The LIBRA scandal deepened with investigations in Argentina, where a judge froze assets after discovering potential “indirect payments to public officials” linked to Kelsier Ventures CEO Hayden Davis. This connection between token promoters and public officials underscores the complex regulatory and ethical challenges posed by these endorsements.
Mounting Scrutiny and the Future of Political Crypto
The NYC token incident amplifies growing scrutiny of cryptocurrencies launched or promoted by politicians and celebrities. These projects often leverage the public trust associated with these figures to attract investment, promising social good or technological education, as the NYC token did. However, the recurring allegations of liquidity manipulation—where insiders allegedly extract value at the expense of retail investors—suggest a systemic issue. The use of one-sided liquidity pools and timed withdrawals, as alleged in the NYC, LIBRA, and MELANIA cases, creates volatile, artificial markets prone to sudden collapse.

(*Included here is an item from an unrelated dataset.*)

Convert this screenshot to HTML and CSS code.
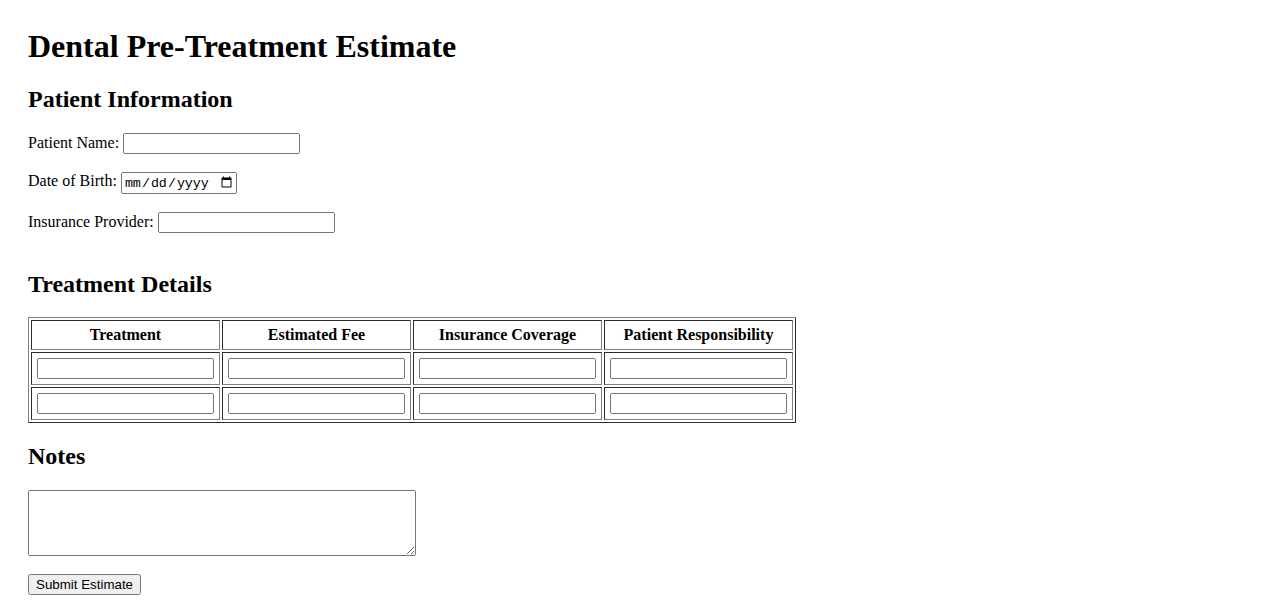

The fallout from these scandals extends beyond financial losses for investors. They erode trust in the broader cryptocurrency ecosystem and present significant regulatory challenges. When a project is linked to a public figure, it blurs the lines between endorsement, promotion, and potential culpability. As of the report, Decrypt had reached out to Eric Adams for comment on the allegations surrounding the NYC token. The continued pattern, however, suggests that without greater transparency, accountability, and regulatory clarity, the cycle of politician-backed token launches followed by allegations of fraud and manipulation is likely to persist, leaving a trail of financial wreckage and legal battles in its wake.